Si je ne ferais pas en sorte que chacun plaise à tout le monde, je suis persuadé que chaque personne qui vient poser ici, peut plaire à quelqu’un qui va voir cette photo, qui va être sous le charme d’un regard, d’un sourire, d’une courbe, d’une forme, d’une imperfection, parce que les imperfections nous marquent et nous touchent.
Donc oui, je pense que chacun peut être beau, mais pas forcément selon les idéaux de beauté de notre société actuelle.
Et les gens qui viennent poser, se trouvent-ils beaux ?
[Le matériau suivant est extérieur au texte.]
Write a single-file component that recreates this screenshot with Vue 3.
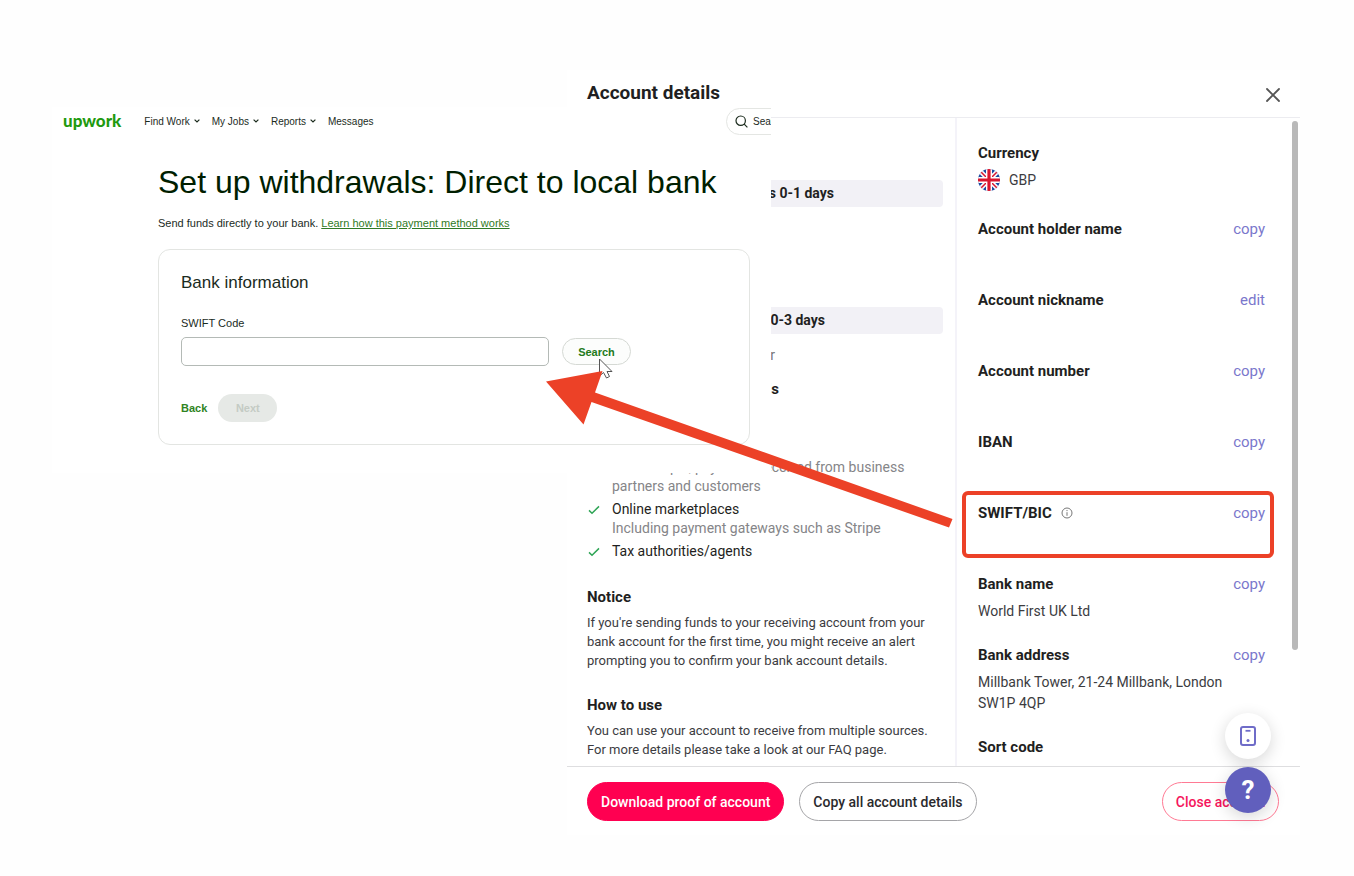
<template>
  <main class="stage">
    <section class="account">
      <header class="account-header">
        <h2 class="account-title">Account details</h2>
        <button type="button" class="close-button" aria-label="Close">
          <svg width="16" height="16" viewBox="0 0 16 16">
            <path d="M2 2l12 12M14 2L2 14" fill="none" stroke="#555" stroke-width="1.8" stroke-linecap="round" />
          </svg>
        </button>
      </header>

      <div class="account-body">
        <div class="info">
          <p class="duration">takes 0-1 days</p>
          <p class="duration">takes 0-3 days</p>
          <p class="covered-line">transfer</p>
          <h3 class="covered-heading">funds</h3>
          <ul class="sources">
            <li v-for="source in sources" :key="source.title" class="source">
              <svg class="check" width="12" height="10" viewBox="0 0 12 10">
                <path d="M1 5.4L4 8.2L11 1.4" fill="none" stroke="#2fa556" stroke-width="1.5" />
              </svg>
              <div>
                <p class="source-title">{{ source.title }}</p>
                <p v-if="source.note" class="source-note">{{ source.note }}</p>
              </div>
            </li>
          </ul>
          <h3 class="info-heading">Notice</h3>
          <p class="info-text">
            If you're sending funds to your receiving account from your<br />
            bank account for the first time, you might receive an alert<br />
            prompting you to confirm your bank account details.
          </p>
          <h3 class="info-heading">How to use</h3>
          <p class="info-text">
            You can use your account to receive from multiple sources.<br />
            For more details please take a look at our FAQ page.
          </p>
        </div>

        <div class="fields">
          <div class="field currency">
            <div class="field-head"><h3>Currency</h3></div>
            <div class="currency-value">
              <svg width="22" height="22" viewBox="0 0 22 22">
                <defs>
                  <clipPath id="flag"><circle cx="11" cy="11" r="11" /></clipPath>
                </defs>
                <g clip-path="url(#flag)">
                  <path d="M0 0h22v22H0z" fill="#1c4aa0" />
                  <path d="M0 0L22 22M22 0L0 22" stroke="#fff" stroke-width="4.6" />
                  <path d="M0 0L22 22M22 0L0 22" stroke="#d8152f" stroke-width="1.5" />
                  <path d="M11 0v22M0 11h22" stroke="#fff" stroke-width="6" />
                  <path d="M11 0v22M0 11h22" stroke="#d8152f" stroke-width="3.2" />
                </g>
              </svg>
              <span>GBP</span>
            </div>
          </div>
          <div v-for="field in fields" :key="field.label" class="field">
            <div class="field-head">
              <h3>{{ field.label }}</h3>
              <svg v-if="field.info" class="info-icon" width="12" height="12" viewBox="0 0 12 12">
                <circle cx="6" cy="6" r="5" fill="none" stroke="#777" />
                <path d="M6 5.2v3.6M6 3v1.1" stroke="#777" />
              </svg>
              <button v-if="field.action" type="button" class="field-action">{{ field.action }}</button>
            </div>
            <p v-if="field.value" class="field-value">{{ field.value }}</p>
            <div v-if="field.info" class="highlight"></div>
          </div>
          <div class="scroll-thumb"></div>
        </div>
      </div>

      <footer class="account-footer">
        <button type="button" class="pill-button primary">Download proof of account</button>
        <button type="button" class="pill-button">Copy all account details</button>
        <button type="button" class="pill-button danger">Close account</button>
      </footer>

      <div class="floating">
        <button type="button" class="round-button" aria-label="Mobile app">
          <svg width="18" height="20" viewBox="0 0 18 20">
            <rect x="2" y="1" width="14" height="18" rx="2" fill="none" stroke="#6f6cc8" stroke-width="2" />
            <path d="M6.5 4.8h5" stroke="#6f6cc8" stroke-width="1.8" />
            <circle cx="9" cy="14.5" r="1.5" fill="#6f6cc8" />
          </svg>
        </button>
        <button type="button" class="round-button help">?</button>
      </div>
    </section>

    <section class="upwork">
      <nav class="nav">
        <a href="#" class="logo">upwork</a>
        <a v-for="link in links" :key="link.name" href="#" class="nav-link">
          {{ link.name }}
          <svg v-if="link.menu" width="6" height="4" viewBox="0 0 6 4">
            <path d="M.6.6L3 3L5.4.6" fill="none" stroke="#1b2b1d" stroke-width="1.2" />
          </svg>
        </a>
        <button type="button" class="nav-search">
          <svg width="13" height="13" viewBox="0 0 13 13">
            <circle cx="5.7" cy="5.7" r="4.7" fill="none" stroke="#1b2b1d" stroke-width="1.2" />
            <path d="M9.2 9.2L12.4 12.4" stroke="#1b2b1d" stroke-width="1.2" />
          </svg>
          <span>Search</span>
        </button>
      </nav>

      <div class="setup">
        <h1 class="setup-title">Set up withdrawals: Direct to local bank</h1>
        <p class="setup-text">
          Send funds directly to your bank.
          <a href="#" class="setup-link">Learn how this payment method works</a>
        </p>
        <form class="card" @submit.prevent>
          <h2 class="card-title">Bank information</h2>
          <label for="swift" class="card-label">SWIFT Code</label>
          <div class="search-row">
            <input id="swift" v-model="swift" type="text" class="swift-input" />
            <button type="submit" class="search-button">Search</button>
          </div>
          <div class="card-actions">
            <button type="button" class="back-button">Back</button>
            <button type="button" class="next-button" disabled>Next</button>
          </div>
        </form>
      </div>
    </section>

    <!-- cursor and pointer arrow -->
    <svg class="overlay" viewBox="0 0 1354 876" preserveAspectRatio="none">
      <path d="M599.5 359v17l4-3.5l3 5.5l3-1.5l-2.5-5h5z" fill="#fff" stroke="#555" stroke-width="1" />
      <path d="M546 381.5L602.5 371L595 392.5L952.5 519L949 527.5L591.5 402L583.5 424.5z" fill="#ec4127" />
    </svg>
  </main>
</template>

<script setup>
import { ref } from 'vue'

const swift = ref('')

const links = [
  { name: 'Find Work', menu: true },
  { name: 'My Jobs', menu: true },
  { name: 'Reports', menu: true },
  { name: 'Messages', menu: false },
]

const sources = [
  {
    title: 'Business partners',
    note: 'For example, payments received from business partners and customers',
  },
  { title: 'Online marketplaces', note: 'Including payment gateways such as Stripe' },
  { title: 'Tax authorities/agents' },
]

const fields = [
  { label: 'Account holder name', action: 'copy' },
  { label: 'Account nickname', action: 'edit' },
  { label: 'Account number', action: 'copy' },
  { label: 'IBAN', action: 'copy' },
  { label: 'SWIFT/BIC', action: 'copy', info: true },
  { label: 'Bank name', action: 'copy', value: 'World First UK Ltd' },
  { label: 'Bank address', action: 'copy', value: 'Millbank Tower, 21-24 Millbank, London SW1P 4QP' },
  { label: 'Sort code' },
]
</script>

<style>
body {
  margin: 0;
  background: #fefefe;
}
</style>

<style scoped>
* {
  box-sizing: border-box;
}

h1,
h2,
h3,
p,
ul {
  margin: 0;
  padding: 0;
}

button {
  font-family: inherit;
  padding: 0;
  border: none;
  background: none;
  cursor: pointer;
}

.stage {
  position: relative;
  display: grid;
  grid-template-columns: 52px 515fr 204fr 529fr 54px;
  grid-template-rows: 70px 37px auto 1fr;
  align-items: start;
  min-height: 100vh;
}

/* account window */
.account {
  position: relative;
  grid-column: 3 / 5;
  grid-row: 2 / 5;
  background: #fff;
  color: #1f1f22;
  font-family: Roboto, sans-serif;
}

.account-header {
  display: flex;
  justify-content: space-between;
  align-items: center;
  height: 48px;
  padding: 0 19px 2px 20px;
  border-bottom: 1px solid #ececf0;
}

.account-title {
  font-size: 19px;
  line-height: 24px;
  font-weight: 700;
}

.close-button {
  display: flex;
  margin-top: 4px;
}

.account-body {
  display: grid;
  grid-template-columns: 390fr 343fr;
}

.info {
  padding: 62px 12px 7px 20px;
  border-right: 2px solid #f4f3f9;
}

.duration {
  height: 27px;
  margin-bottom: 100px;
  padding-right: 109px;
  border-radius: 4px;
  background: #f2f1f6;
  font-size: 14px;
  line-height: 27px;
  font-weight: 700;
  text-align: right;
}

.duration + .duration {
  margin-bottom: 12px;
  padding-right: 118px;
}

.covered-line {
  padding-right: 168px;
  color: #77777a;
  font-size: 14px;
  line-height: 19px;
  text-align: right;
}

.covered-heading {
  margin: 14px 0 40px;
  padding-right: 164px;
  font-size: 15px;
  line-height: 20px;
  font-weight: 700;
  text-align: right;
}

.sources {
  list-style: none;
}

.source {
  display: flex;
  gap: 12px;
  margin-bottom: 4px;
  padding-left: 1px;
  font-size: 14px;
  line-height: 19px;
}

.check {
  flex: none;
  margin-top: 5px;
}

.source-note {
  color: #858588;
}

.info-heading {
  margin-top: 26px;
  font-size: 15px;
  line-height: 20px;
  font-weight: 700;
}

.info-text {
  margin: 6px 0 22px;
  color: #3c3c3f;
  font-size: 13px;
  line-height: 19px;
}

.info-text:last-child {
  margin-bottom: 0;
}

.info-text + .info-heading {
  margin-top: 25px;
}

.fields {
  position: relative;
  padding: 25px 35px 0 21px;
}

.field {
  position: relative;
  min-height: 71px;
  padding-bottom: 23px;
}

.field.currency {
  min-height: 76px;
}

.field:nth-last-child(2) {
  min-height: 0;
  padding-bottom: 8px;
}

.field-head {
  display: flex;
  align-items: center;
  height: 20px;
}

.field-head h3 {
  font-size: 15px;
  line-height: 20px;
  font-weight: 700;
}

.info-icon {
  margin-left: 9px;
}

.field-action {
  margin-left: auto;
  color: #7a77cc;
  font-size: 15px;
  line-height: 20px;
}

.field-value {
  max-width: 250px;
  margin-top: 7px;
  color: #3c3c3f;
  font-size: 14px;
  line-height: 21px;
}

.currency-value {
  display: flex;
  align-items: center;
  gap: 9px;
  height: 24px;
  margin-top: 5px;
  color: #3c3c3f;
  font-size: 14px;
}

.highlight {
  position: absolute;
  top: -12px;
  left: -16px;
  right: -9px;
  height: 67px;
  border: 4px solid #ec4127;
  border-radius: 6px;
}

.scroll-thumb {
  position: absolute;
  top: 3px;
  right: 2px;
  width: 6px;
  height: 529px;
  border-radius: 3px;
  background: #b9b9b9;
}

.account-footer {
  display: flex;
  gap: 15px;
  padding: 15px 21px 14px 20px;
  border-top: 1px solid #dedee0;
}

.pill-button {
  height: 39px;
  padding: 0 13px;
  border: 1px solid #a5a5a8;
  border-radius: 20px;
  color: #2a2a2d;
  font-size: 14px;
  font-weight: 500;
}

.pill-button.primary {
  border-color: #ff0051;
  background: #ff0051;
  color: #fff;
}

.pill-button.danger {
  margin-left: auto;
  border-color: #ff7a94;
  color: #f5155c;
}

.floating {
  position: absolute;
  right: 29px;
  bottom: 22px;
  display: flex;
  flex-direction: column;
  gap: 8px;
}

.round-button {
  display: flex;
  justify-content: center;
  align-items: center;
  width: 46px;
  height: 46px;
  border-radius: 50%;
  background: #fff;
  box-shadow: 0 4px 16px rgba(0, 0, 0, 0.16);
}

.round-button.help {
  background: #615fbd;
  color: #fff;
  font-size: 26px;
  font-weight: 700;
}

/* upwork window */
.upwork {
  grid-column: 2 / 4;
  grid-row: 3;
  position: relative;
  overflow: hidden;
  padding-bottom: 28px;
  background: #fff;
  color: #1b2b1d;
  font-family: 'Liberation Sans', Arial, sans-serif;
}

.nav {
  display: flex;
  align-items: center;
  gap: 12px;
  height: 28px;
  padding-left: 11px;
}

.logo {
  margin-right: 11px;
  color: #1f9a0f;
  font-family: Lato, sans-serif;
  font-size: 17px;
  line-height: 20px;
  font-weight: 900;
  text-decoration: none;
}

.nav-link {
  display: flex;
  align-items: center;
  gap: 4px;
  color: #1b2b1d;
  font-size: 10px;
  text-decoration: none;
  white-space: nowrap;
}

.nav-search {
  display: flex;
  flex: none;
  align-items: center;
  gap: 5px;
  width: 120px;
  height: 27px;
  margin: 1px -75px 0 auto;
  padding-left: 8px;
  border: 1px solid #e4e6e3;
  border-radius: 14px;
  color: #1b2b1d;
  font-size: 10px;
}

.setup {
  padding: 26px 21px 0 106px;
}

.setup-title {
  color: #001e00;
  font-size: 32px;
  line-height: 42px;
  font-weight: 400;
  white-space: nowrap;
}

.setup-text {
  margin-top: 12px;
  font-size: 11px;
  line-height: 16px;
}

.setup-link {
  color: #2f7a25;
}

.card {
  margin-top: 18px;
  padding: 23px 22px 22px;
  border: 1px solid #e3e5e2;
  border-radius: 12px;
}

.card-title {
  font-size: 17px;
  line-height: 20px;
  font-weight: 400;
}

.card-label {
  display: block;
  margin: 22px 0 6px;
  font-size: 11px;
  line-height: 16px;
}

.search-row {
  display: flex;
  align-items: center;
  gap: 13px;
}

.swift-input {
  flex: 1;
  max-width: 368px;
  height: 29px;
  padding: 0 8px;
  border: 1px solid #b4bab6;
  border-radius: 5px;
  background: #fff;
  font-size: 12px;
}

.search-button {
  width: 69px;
  height: 27px;
  border: 1px solid #d5d9d4;
  border-radius: 14px;
  background: #fcfdfc;
  color: #237a1b;
  font-size: 11px;
  font-weight: 700;
}

.card-actions {
  display: flex;
  align-items: center;
  gap: 11px;
  margin-top: 28px;
}

.back-button {
  color: #2f8423;
  font-size: 11px;
  font-weight: 700;
}

.next-button {
  width: 59px;
  height: 28px;
  border-radius: 14px;
  background: #e6e9e6;
  color: #c4cbc4;
  font-size: 11px;
  font-weight: 700;
  cursor: default;
}

.overlay {
  position: absolute;
  top: 0;
  left: 0;
  width: 100%;
  height: 876px;
  pointer-events: none;
}
</style>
Quand on vient faire une séance photo, on va faire 150 photos environ pour chaque personne, et on va en conserver qu’une seule. Effectivement, ils ne trouveront pas beaux sur l’ensemble de photographies, mais on va les choisir ensemble, on va éliminer, on va trier, on va choisir, et on va choisir une seule sur laquelle, en général, ils se trouvent beaux. Mais ils vont se trouver beaux pour des raisons autres, auxquelles ils auraient pu penser auparavant. Beaux par une expression, un sourire, quelque chose qu’ils vont dégager et ils vont se voir autrement que dans un miroir. Le miroir est extrêmement déformant. Et ça, ce qui me permet d’aller au-delà de la photographie.
Peut-on apprendre à se trouver beau ?
Oui, bien entendu. On peut apprendre à se trouver beau, comme on apprend à s’aimer. Notre propre regard est forcément extrêmement déformant, et bien plus critique, que ce qu’on peut avoir comme regard sur les autres. Sur soi-même on va être très acerbes, et c’est la manière avec laquelle on va apprendre à se regarder, évoluer, et à faire changer les choses.
Comme n’importe quel être on a des défauts, des qualités. La question c’est de savoir qu’est-ce qu’on vaut en premier, qu’est-ce qu’on va regarder en premier et est-ce qu’on va pouvoir passer outre ses imperfections, ses défauts.
Ça vient avec le temps, avec l’entraînement, avec un travail psychologique, mais aussi beaucoup avec la photo, qui permet d’avoir un regard un peu différent, et de se voir dans l’œil d’autrui. Pour faire un peu la philosophie de bas-étage, c’est de voir le verre à moitié plein et pas à moitié vide.